Don't let their fanciful uniforms fool you. The Swiss Guards who watch over the pope are serious about their food.
Photo by the Official Vatican Network

When Feeding the Troops, Flavor is Rarely on the Menu

ByRebecca Rupp
March 4, 2015
7 min read

Traditionally, cooks don’t flock to recipes for military chow; and members of the military don’t usually expect to enjoy their meals. But there is at least one exception: The Swiss Guards in Vatican City.

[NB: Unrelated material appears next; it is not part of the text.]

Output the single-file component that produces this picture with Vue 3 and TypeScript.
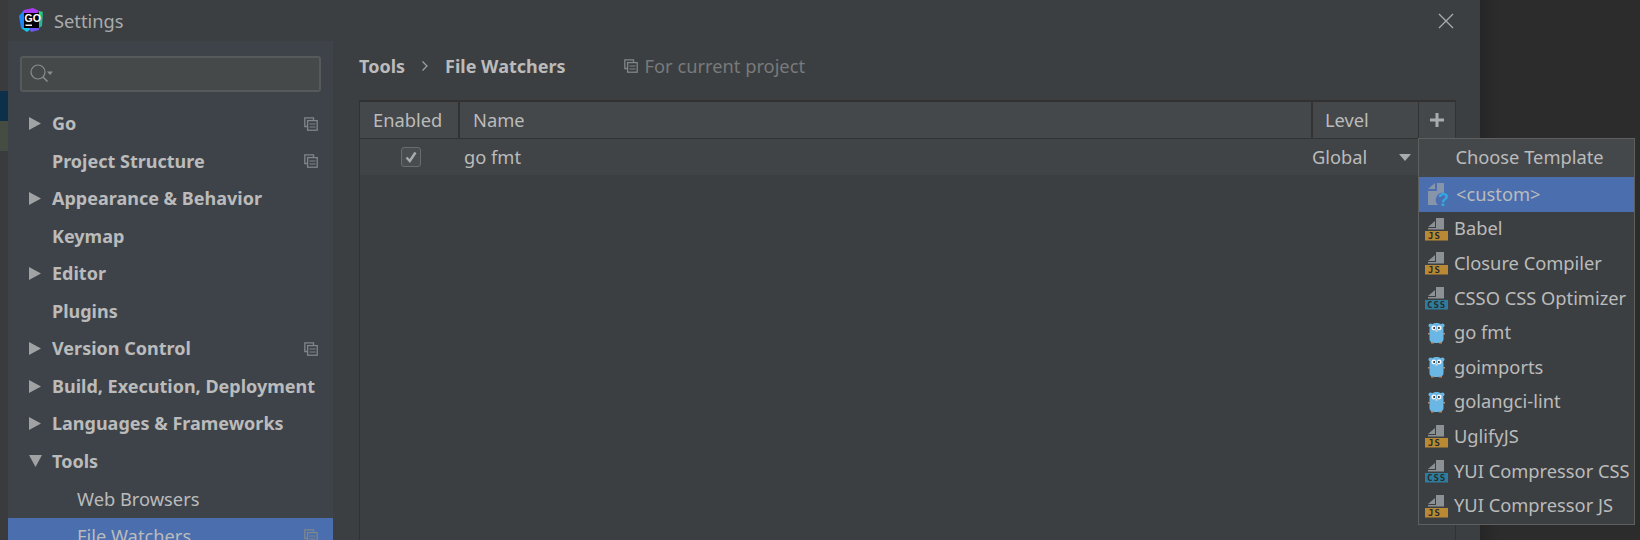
<template>
  <div class="screen">
    <div class="left-strip">
      <div class="strip-blue"></div>
      <div class="strip-olive"></div>
    </div>

    <div class="window">
      <div class="titlebar">
        <svg class="go-logo" width="24" height="24" viewBox="0 0 24 24">
          <polygon points="5,2 14,0 20,3 15,8 5,8" fill="#a63df0" />
          <polygon points="5,2 0,8 2,20 5,20 5,6" fill="#1f86f2" />
          <polygon points="20,3 24,4 20,14" fill="#27d07a" />
          <polygon points="20,12 24,5 23,18 20,20" fill="#27b5a0" />
          <polygon points="2,20 8,24 13,20" fill="#18c5e8" />
          <polygon points="10,20 20,20 20,22 12,24" fill="#6a58f0" />
          <rect x="5" y="5" width="15" height="15" fill="#000" />
          <rect x="6.5" y="16.5" width="6.5" height="1.5" fill="#eee" />
          <text x="5.6" y="14" class="go-logo-text">GO</text>
        </svg>
        <span class="title">Settings</span>
        <svg class="close" width="16" height="16" viewBox="0 0 16 16">
          <path d="M1 1 L15 15 M15 1 L1 15" stroke="#a9abac" stroke-width="1.3" fill="none" />
        </svg>
      </div>

      <div class="body">
        <aside class="sidebar">
          <div class="search">
            <svg width="24" height="22" viewBox="0 0 24 22">
              <circle cx="8" cy="9" r="7" fill="none" stroke="#8a8d8e" stroke-width="1.2" />
              <path d="M13 14 L17.5 18.5" stroke="#8a8d8e" stroke-width="1.6" />
              <polygon points="17,8.5 23,8.5 20,12" fill="#8a8d8e" />
            </svg>
          </div>
          <ul class="tree">
            <li v-for="item in tree" :key="item.label" :class="['tree-row', { selected: item.selected, child: item.child }]">
              <span class="arrow">
                <svg v-if="item.arrow === 'right'" width="12" height="13" viewBox="0 0 12 13"><polygon points="0,0 12,6.5 0,13" fill="#a0a2a3" /></svg>
                <svg v-else-if="item.arrow === 'down'" width="13" height="12" viewBox="0 0 13 12"><polygon points="0,0 13,0 6.5,12" fill="#a0a2a3" /></svg>
              </span>
              <span :class="['tree-label', { bold: !item.child }]">{{ item.label }}</span>
              <svg v-if="item.copy" class="copy-icon" width="14" height="14" viewBox="0 0 14 14">
                <path d="M3.5 9.5H.8V.8H9.5V3.5" fill="none" stroke="#7f8689" stroke-width="1.3" />
                <rect x="3.6" y="3.6" width="9.6" height="9.6" fill="none" stroke="#7f8689" stroke-width="1.3" />
                <path d="M5.5 7h6M5.5 10h6" stroke="#7f8689" stroke-width="1.2" />
              </svg>
            </li>
          </ul>
        </aside>

        <main class="main">
          <div class="crumbs">
            <span class="crumb">Tools</span>
            <svg class="crumb-sep" width="8" height="12" viewBox="0 0 8 12"><path d="M1.5 1.5 L6 6 L1.5 10.5" fill="none" stroke="#a0a2a3" stroke-width="1.2" /></svg>
            <span class="crumb">File Watchers</span>
            <svg class="project-icon" width="14" height="14" viewBox="0 0 14 14">
              <path d="M3.5 9.5H.8V.8H9.5V3.5" fill="none" stroke="#7f8689" stroke-width="1.3" />
              <rect x="3.6" y="3.6" width="9.6" height="9.6" fill="none" stroke="#7f8689" stroke-width="1.3" />
              <path d="M5.5 7h6M5.5 10h6" stroke="#7f8689" stroke-width="1.2" />
            </svg>
            <span class="project-text">For current project</span>
          </div>

          <div class="table">
            <div class="thead">
              <div class="th th-enabled">Enabled</div>
              <div class="th th-name">Name</div>
              <div class="th th-level">Level</div>
              <div class="th th-add">
                <svg width="16" height="16" viewBox="0 0 16 16"><path d="M8 1V15M1 8H15" stroke="#a9abac" stroke-width="3" /></svg>
              </div>
            </div>
            <div class="tr">
              <div class="td-check">
                <span class="checkbox">
                  <svg width="14" height="14" viewBox="0 0 14 14"><path d="M2.5 7.5 L5.8 11 L11.5 2.5" fill="none" stroke="#a8aaab" stroke-width="2.5" /></svg>
                </span>
              </div>
              <div class="td-name">go fmt</div>
              <div class="td-level">Global</div>
              <svg class="level-arrow" width="12" height="7" viewBox="0 0 12 7"><polygon points="0,0 12,0 6,7" fill="#a9abac" /></svg>
            </div>
          </div>
        </main>
      </div>
    </div>

    <div class="outside"></div>

    <div class="popup">
      <div class="popup-title">Choose Template</div>
      <div class="popup-row popup-custom">
        <svg class="custom-icon" width="22" height="28" viewBox="0 0 22 28">
          <path d="M0 9 L7 3 V9 Z" fill="#8795ab" />
          <path d="M9 3 H16 V13 A7 7 0 0 0 10 25 H0 V11 H9 Z" fill="#8795ab" />
          <text x="10" y="26" class="question">?</text>
        </svg>
        <span>&lt;custom&gt;</span>
      </div>
      <div v-for="t in templates" :key="t.label" class="popup-row">
        <svg v-if="t.icon === 'go'" class="row-icon" width="24" height="24" viewBox="0 0 24 24">
          <circle cx="5.5" cy="4.5" r="2" fill="#6ab7e6" />
          <circle cx="17.5" cy="4.5" r="2" fill="#6ab7e6" />
          <path d="M4.5 9 C4.5 4 7.5 2 11.5 2 C15.5 2 18.5 4 18.5 9 V18 C18.5 21 16 22 11.5 22 C7 22 4.5 21 4.5 18 Z" fill="#6ab7e6" />
          <rect x="3" y="12" width="2" height="1.5" fill="#b98a6a" />
          <rect x="18" y="12" width="2" height="1.5" fill="#b98a6a" />
          <rect x="6" y="21" width="3" height="1.5" fill="#b98a6a" />
          <rect x="14" y="21" width="3" height="1.5" fill="#b98a6a" />
          <circle cx="8.8" cy="7" r="2.4" fill="#f4f6f7" />
          <circle cx="14.2" cy="7" r="2.4" fill="#f4f6f7" />
          <circle cx="9.1" cy="7" r="1" fill="#222" />
          <circle cx="13.9" cy="7" r="1" fill="#222" />
          <rect x="10.5" y="9" width="2" height="1.6" fill="#e8d8c0" />
        </svg>
        <svg v-else class="row-icon" width="24" height="24" viewBox="0 0 24 24">
          <path d="M3 10 L10 4 V10 Z" fill="#8b9194" />
          <path d="M11 1 H19 V12.5 H3 V11 H11 Z" fill="#8b9194" />
          <rect x="0" y="14" width="23" height="9.5" :fill="t.icon === 'js' ? '#b98a33' : '#2e7d9e'" />
          <text :x="t.icon === 'js' ? 3 : 2" y="22" class="badge">{{ t.icon.toUpperCase() }}</text>
        </svg>
        <span>{{ t.label }}</span>
      </div>
    </div>
  </div>
</template>

<script setup lang="ts">
type TreeItem = {
  label: string;
  arrow?: 'right' | 'down';
  copy?: boolean;
  child?: boolean;
  selected?: boolean;
};
type Template = { label: string; icon: 'js' | 'css' | 'go' };

const tree: TreeItem[] = [
  { label: 'Go', arrow: 'right', copy: true },
  { label: 'Project Structure', copy: true },
  { label: 'Appearance & Behavior', arrow: 'right' },
  { label: 'Keymap' },
  { label: 'Editor', arrow: 'right' },
  { label: 'Plugins' },
  { label: 'Version Control', arrow: 'right', copy: true },
  { label: 'Build, Execution, Deployment', arrow: 'right' },
  { label: 'Languages & Frameworks', arrow: 'right' },
  { label: 'Tools', arrow: 'down' },
  { label: 'Web Browsers', child: true },
  { label: 'File Watchers', child: true, selected: true, copy: true }
];

const templates: Template[] = [
  { label: 'Babel', icon: 'js' },
  { label: 'Closure Compiler', icon: 'js' },
  { label: 'CSSO CSS Optimizer', icon: 'css' },
  { label: 'go fmt', icon: 'go' },
  { label: 'goimports', icon: 'go' },
  { label: 'golangci-lint', icon: 'go' },
  { label: 'UglifyJS', icon: 'js' },
  { label: 'YUI Compressor CSS', icon: 'css' },
  { label: 'YUI Compressor JS', icon: 'js' }
];
</script>

<style>
html, body {
  margin: 0;
  background: #2b2b2b;
}
</style>

<style scoped>
.screen {
  position: relative;
  display: flex;
  width: 1640px;
  height: 540px;
  overflow: hidden;
  font-family: "Noto Sans", sans-serif;
  font-size: 18.3px;
  color: #bbbbbb;
  background: #2b2b2b;
}

.left-strip {
  width: 8px;
  flex: none;
  background: #393b3c;
  padding-top: 91px;
  box-sizing: border-box;
}
.strip-blue {
  height: 30px;
  background: #0d2f4a;
}
.strip-olive {
  height: 30px;
  background: #454c42;
}

.window {
  width: 1472px;
  flex: none;
  display: flex;
  flex-direction: column;
  background: #3c3f41;
}
.outside {
  flex: 1;
  background: linear-gradient(to right, #262626, #2c2c2c 20px);
}

.titlebar {
  height: 41px;
  flex: none;
  display: flex;
  align-items: center;
  padding-left: 11px;
  padding-right: 26px;
  box-sizing: border-box;
}
.go-logo {
  margin-top: -1px;
}
.go-logo-text {
  font-family: "Liberation Sans", sans-serif;
  font-size: 10.5px;
  font-weight: 700;
  fill: #fff;
}
.title {
  margin-left: 11px;
  color: #a9abac;
}
.close {
  margin-left: auto;
}

.body {
  flex: 1;
  display: flex;
  min-height: 0;
}

.sidebar {
  width: 325px;
  flex: none;
  background: #3e434a;
  padding-top: 15px;
  box-sizing: border-box;
}
.search {
  height: 36px;
  margin: 0 12px;
  width: 301px;
  box-sizing: border-box;
  border: 2px solid #565a5b;
  border-radius: 3px;
  background: #45494a;
  display: flex;
  align-items: center;
  padding-left: 8px;
}
.tree {
  list-style: none;
  margin: 13px 0 0;
  padding: 0;
}
.tree-row {
  height: 37.5px;
  display: flex;
  align-items: center;
  white-space: nowrap;
}
.tree-row.selected {
  background: #4b6eaf;
}
.arrow {
  width: 21px;
  margin-left: 21px;
  margin-right: 2px;
  display: flex;
  flex: none;
}
.tree-row.child .arrow {
  width: 46px;
}
.tree-label {
  padding-bottom: 1px;
}
.tree-label.bold {
  font-weight: 700;
  font-size: 18px;
}
.copy-icon {
  margin-left: auto;
  margin-right: 15px;
  flex: none;
}

.main {
  flex: 1;
  display: flex;
  flex-direction: column;
  padding: 0 24px 0 26px;
  min-width: 0;
}
.crumbs {
  height: 50px;
  margin-bottom: 9px;
  flex: none;
  display: flex;
  align-items: center;
  white-space: nowrap;
}
.crumb {
  font-weight: 700;
  font-size: 18px;
}
.crumb-sep {
  margin: 0 16px;
}
.project-icon {
  margin-left: 58px;
}
.project-text {
  margin-left: 7px;
  padding-bottom: 2px;
  color: #787a7c;
}

.table {
  flex: 1;
  border: 1px solid #323232;
  border-bottom: none;
  border-width: 2px 1px 0;
}
.thead {
  height: 36px;
  display: flex;
  background: #45484a;
  border-bottom: 1px solid #323232;
  box-sizing: content-box;
}
.th {
  display: flex;
  align-items: center;
  white-space: nowrap;
  box-sizing: border-box;
  padding-bottom: 2px;
}
.th-enabled {
  width: 98px;
  padding-left: 13px;
}
.th-name {
  flex: 1;
  padding-left: 15px;
  box-shadow: inset 2px 0 0 #323232;
}
.th-level {
  width: 107px;
  padding-left: 14px;
  box-shadow: inset 2px 0 0 #323232;
}
.th-add {
  width: 37px;
  justify-content: center;
  padding-left: 1px;
  padding-bottom: 0;
  box-shadow: inset 1px 0 0 #323232;
}
.tr {
  height: 36px;
  display: flex;
  align-items: center;
  background: #414446;
  white-space: nowrap;
}
.td-check {
  width: 104px;
  display: flex;
  justify-content: center;
  padding-right: 3px;
  box-sizing: border-box;
}
.checkbox {
  width: 20px;
  height: 20px;
  box-sizing: border-box;
  border: 1px solid #6a6d6f;
  border-radius: 3px;
  background: #4a4d4f;
  display: flex;
  align-items: center;
  justify-content: center;
}
.td-name {
  flex: 1;
  padding-bottom: 2px;
}
.td-level {
  width: 87px;
  padding-bottom: 2px;
}
.level-arrow {
  margin-right: 44px;
}

.popup {
  position: absolute;
  left: 1418px;
  top: 138px;
  width: 217px;
  height: 387px;
  box-sizing: border-box;
  border: 1px solid #5e6060;
  background: #3c3f41;
  white-space: nowrap;
}
.popup-title {
  height: 38px;
  display: flex;
  align-items: center;
  justify-content: center;
  background: #45484b;
  box-sizing: border-box;
  padding-left: 6px;
  padding-bottom: 3px;
}
.popup-row {
  height: 34.6px;
  display: flex;
  align-items: center;
  gap: 5px;
  padding-left: 6px;
}
.popup-row span {
  padding-bottom: 2px;
}
.popup-custom {
  background: #4b6eaf;
  padding-left: 9px;
  gap: 6px;
}
.row-icon,
.custom-icon {
  flex: none;
}
.badge {
  font-family: "DejaVu Sans Mono", monospace;
  font-size: 9px;
  font-weight: 700;
  letter-spacing: 1px;
  fill: #2b2b2b;
}
.question {
  font-family: "Liberation Sans", sans-serif;
  font-size: 18px;
  font-weight: 700;
  fill: #35a7e0;
}
</style>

The best-fed army in the world may just possibly be the tiniest. The Swiss Guards, all 110 of them, are famous for their magnificent dress uniform—a Renaissance-style outfit with stockings and bloomers striped in red, gold, and blue. Apparently, they are also known for their splendid table.

A favorite of the Guards is eggplant parmesan, though on any given day, they may also be treated to fresh-cooked risotto, tortellini, Florentine tomato soup, or sausages and sauerkraut. David Geisser, a soldier in the Guards and a professional chef, has recently published Buon Appetito, a cookbook of the favorite recipes of his compatriots at the Vatican—and its very existence must be a landmark in the history of military cooking.

The generally awful reputation of military food dates to ancient times. Enlisted men of ancient Egypt, whose army numbered in the tens of thousands, complained of “meager and unpleasant” rations. Spartan soldiers subsisted on black broth; a mix of boiled pigs’ legs, blood, and vinegar, a brew supposedly so off-putting that it contributed to the Spartans’ legendary willingness to die.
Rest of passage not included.